Ranolazine can be associated with minor side effects, such as dizziness, nausea, constipation and headache.44 The MERLIN-TIMI 36 trial reported discontinuation of the drug due to adverse events in 8.8% of the patients who received ranolazine.43 In our study, a lower dose of ranolazine was associated with minor symptoms that were diminished following the first days of treatment. No significant interactions with other drugs were observed. These observations suggest that treatment with ranolazine at the dose of 375 mg twice daily is an effective and safe option as an adjunctive therapy in patients with coronary artery disease, relatively preserved LV function and paroxysmal AF.
Data concerning AF recurrence and duration derived from the pacing devices, based on algorithms of high atrial rate detection and also on the statistics collected and saved by the pacemakers. Therefore, more specific details regarding the characteristics of AF, and the pathophysiologic mechanisms of induction and perpetuation of the arrhythmia are limited and beyond the main purpose of the study.
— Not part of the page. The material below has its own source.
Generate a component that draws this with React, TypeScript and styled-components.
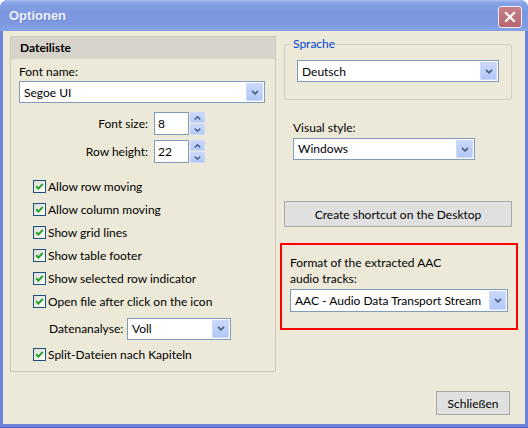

Enrollment in the study was based on the presence of ischemic heart disease and not on the severity of AF symptoms, the frequency of recurrences, or the duration of the arrhythmia. Therefore, total time in AF, AF burden and mean AF duration were relatively small, and their decrease with ranolazine was proportionately limited. Despite this, our findings are statistically significant, and imply that ranolazine warrants further evaluation among non-paced patients, and individuals with higher AF burden, more frequent and longer AF episodes.
The potential antiarrhythmic effect of pacing cannot be ruled out. However, this beneficial impact was equally distributed in the controls and the ranolazine-group.
The number of patients enrolled in the study is relatively small, due to the specific inclusion criteria and the indications for ranolazine administration. Therefore, they were not separately studied in different groups according to a predominantly atrial pacing (sinus node dysfunction) versus ventricular pacing (impaired atrioventricular conduction). A potential correlation between the ischemic burden and the effect of ranolazine was not assessed in the study. However, in the within-group statistical analysis, each patient was the control of himself and the antiarrhythmic effect was evaluated on the same ischemic substrate, and with the same pacing mode before and following treatment.
In a selected population of patients with CAD, PAF, and a dual-chamber pacemaker, ranolazine may have an antiarhythmic effect, indicated by a shorter total time in AF, a reduced AF burden, and decreased mean AF duration, as documented by the pacing devices. These observations may imply a beneficial effect of ranolazine administration in patients with CAD and PAF, necessitating further clinical confirmation.